What is expected — Leave out the pictures and transcribe everything else exactly.

---------- Supplied data ----------

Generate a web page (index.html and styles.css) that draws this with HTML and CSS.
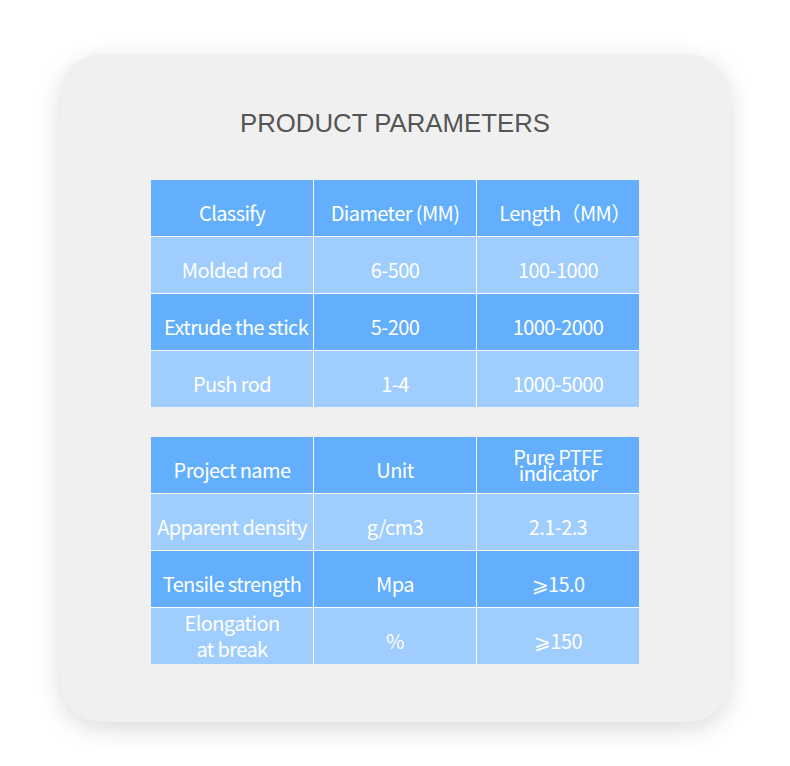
FILE: index.html
```html
<!DOCTYPE html>
<html lang="en">
<head>
<meta charset="utf-8">
<title>Product Parameters</title>
<link rel="stylesheet" href="styles.css">
</head>
<body>
<div class="card">
  <h1 class="title">PRODUCT PARAMETERS</h1>
  <div class="grid first">
    <div class="cell dark">Classify</div>
    <div class="cell dark">Diameter (MM)</div>
    <div class="cell dark shift-lg">Length（MM）</div>
    <div class="cell light">Molded rod</div>
    <div class="cell light">6-500</div>
    <div class="cell light">100-1000</div>
    <div class="cell dark shift">Extrude the stick</div>
    <div class="cell dark">5-200</div>
    <div class="cell dark">1000-2000</div>
    <div class="cell light">Push rod</div>
    <div class="cell light">1-4</div>
    <div class="cell light">1000-5000</div>
  </div>
  <div class="grid second">
    <div class="cell dark">Project name</div>
    <div class="cell dark">Unit</div>
    <div class="cell dark tight"><span class="ln">Pure PTFE</span><span class="ln">indicator</span></div>
    <div class="cell light">Apparent density</div>
    <div class="cell light">g/cm3</div>
    <div class="cell light">2.1-2.3</div>
    <div class="cell dark">Tensile strength</div>
    <div class="cell dark">Mpa</div>
    <div class="cell dark">⩾15.0</div>
    <div class="cell light multi"><span class="ln">Elongation</span><span class="ln">at break</span></div>
    <div class="cell light">%</div>
    <div class="cell light">⩾150</div>
  </div>
</div>
</body>
</html>
```

FILE: styles.css
```css
html, body {
  margin: 0;
  padding: 0;
  background: #ffffff;
}

body {
  width: 790px;
  height: 766px;
  overflow: hidden;
}

.card {
  box-sizing: border-box;
  margin: 54px 0 0 60px;
  width: 670px;
  height: 668px;
  background: #f0f0f0;
  border-radius: 42px;
  box-shadow: 0 7px 24px rgba(0, 0, 0, 0.14);
  padding-top: 54px;
  display: flex;
  flex-direction: column;
  align-items: center;
}

.title {
  margin: 0;
  font-family: "Liberation Sans", Arial, sans-serif;
  font-weight: normal;
  font-size: 25.8px;
  line-height: 30px;
  color: #555555;
}

.grid {
  display: grid;
  grid-template-columns: repeat(3, 162px);
  grid-auto-rows: 56px;
  gap: 1px;
  background: #ffffff;
}

.grid.first {
  margin-top: 42px;
}

.grid.second {
  margin-top: 30px;
}

.cell {
  box-sizing: border-box;
  display: flex;
  flex-direction: column;
  align-items: center;
  justify-content: center;
  text-align: center;
  padding-top: 9px;
  font-family: "Noto Sans CJK SC", "Noto Sans", sans-serif;
  font-size: 20px;
  line-height: 26px;
  letter-spacing: -0.6px;
  color: #ffffff;
  white-space: nowrap;
}

.ln {
  display: block;
}

.dark {
  background: #63affd;
}

.light {
  background: #9fcdfd;
}

.cell.shift {
  padding-left: 8px;
}

.cell.shift-lg {
  padding-left: 14px;
}

.cell.tight {
  padding-top: 0;
  padding-bottom: 1px;
  line-height: 16px;
}

.cell.multi {
  padding-top: 0;
  line-height: 26px;
}
```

----------

Expected answer —
Generate a web page (index.html and styles.css) that draws this with HTML and CSS.
FILE: index.html
```html
<!DOCTYPE html>
<html lang="en">
<head>
<meta charset="utf-8">
<title>Product Parameters</title>
<link rel="stylesheet" href="styles.css">
</head>
<body>
<div class="card">
  <h1 class="title">PRODUCT PARAMETERS</h1>
  <div class="grid first">
    <div class="cell dark">Classify</div>
    <div class="cell dark">Diameter (MM)</div>
    <div class="cell dark shift-lg">Length（MM）</div>
    <div class="cell light">Molded rod</div>
    <div class="cell light">6-500</div>
    <div class="cell light">100-1000</div>
    <div class="cell dark shift">Extrude the stick</div>
    <div class="cell dark">5-200</div>
    <div class="cell dark">1000-2000</div>
    <div class="cell light">Push rod</div>
    <div class="cell light">1-4</div>
    <div class="cell light">1000-5000</div>
  </div>
  <div class="grid second">
    <div class="cell dark">Project name</div>
    <div class="cell dark">Unit</div>
    <div class="cell dark tight"><span class="ln">Pure PTFE</span><span class="ln">indicator</span></div>
    <div class="cell light">Apparent density</div>
    <div class="cell light">g/cm3</div>
    <div class="cell light">2.1-2.3</div>
    <div class="cell dark">Tensile strength</div>
    <div class="cell dark">Mpa</div>
    <div class="cell dark">⩾15.0</div>
    <div class="cell light multi"><span class="ln">Elongation</span><span class="ln">at break</span></div>
    <div class="cell light">%</div>
    <div class="cell light">⩾150</div>
  </div>
</div>
</body>
</html>
```

FILE: styles.css
```css
html, body {
  margin: 0;
  padding: 0;
  background: #ffffff;
}

body {
  width: 790px;
  height: 766px;
  overflow: hidden;
}

.card {
  box-sizing: border-box;
  margin: 54px 0 0 60px;
  width: 670px;
  height: 668px;
  background: #f0f0f0;
  border-radius: 42px;
  box-shadow: 0 7px 24px rgba(0, 0, 0, 0.14);
  padding-top: 54px;
  display: flex;
  flex-direction: column;
  align-items: center;
}

.title {
  margin: 0;
  font-family: "Liberation Sans", Arial, sans-serif;
  font-weight: normal;
  font-size: 25.8px;
  line-height: 30px;
  color: #555555;
}

.grid {
  display: grid;
  grid-template-columns: repeat(3, 162px);
  grid-auto-rows: 56px;
  gap: 1px;
  background: #ffffff;
}

.grid.first {
  margin-top: 42px;
}

.grid.second {
  margin-top: 30px;
}

.cell {
  box-sizing: border-box;
  display: flex;
  flex-direction: column;
  align-items: center;
  justify-content: center;
  text-align: center;
  padding-top: 9px;
  font-family: "Noto Sans CJK SC", "Noto Sans", sans-serif;
  font-size: 20px;
  line-height: 26px;
  letter-spacing: -0.6px;
  color: #ffffff;
  white-space: nowrap;
}

.ln {
  display: block;
}

.dark {
  background: #63affd;
}

.light {
  background: #9fcdfd;
}

.cell.shift {
  padding-left: 8px;
}

.cell.shift-lg {
  padding-left: 14px;
}

.cell.tight {
  padding-top: 0;
  padding-bottom: 1px;
  line-height: 16px;
}

.cell.multi {
  padding-top: 0;
  line-height: 26px;
}
```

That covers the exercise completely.